Abstract
Modern reservoir simulation models include very detailed description of geology to enable accurate physics solutions. In order to increase the reliability of the simulation forecast, simulation models grew in size to a billion or more grid blocks, which poses a challenging complexity to build, validate, and history match the models. To help assess and handle new complexity and inherent uncertainties, an artificial intelligence algorithm based on Self-Organizing Maps (SOM) has been developed to explore and identify geologic model components based on similarities and dissimilarities in the model. Sector models can be generated based on these region definitions for focused region assessment, history matching, production/injection optimization, or optimal well configuration.

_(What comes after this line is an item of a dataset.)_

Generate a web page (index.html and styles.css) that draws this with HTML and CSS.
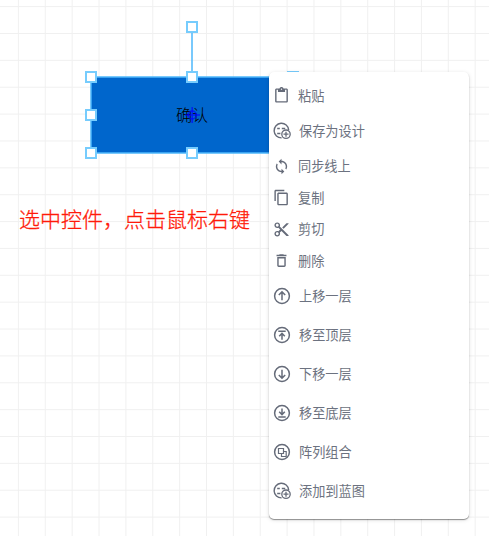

In this work, an unsupervised artificial intelligence neural network algorithm is devised that can combine both static properties distribution (permeability, Reservoir Quality Index (RQI), or porosity) and dynamic properties (pressures or saturations) to construct a similarities matrix. Standard deviation-based chaos minimization is then applied to merge similar regions (contiguous), identify similar but distant regions, and reduce the number of identified heterogeneous regions to the desired controlled number. The algorithm was applied on a synthetic reservoir model using the GigaPOWERS® simulator, The developed SOM-based algorithm conditions geology to reservoir dynamics, and reduce model computational requirements of assisted history matching (AHM) with minimal engineering effort.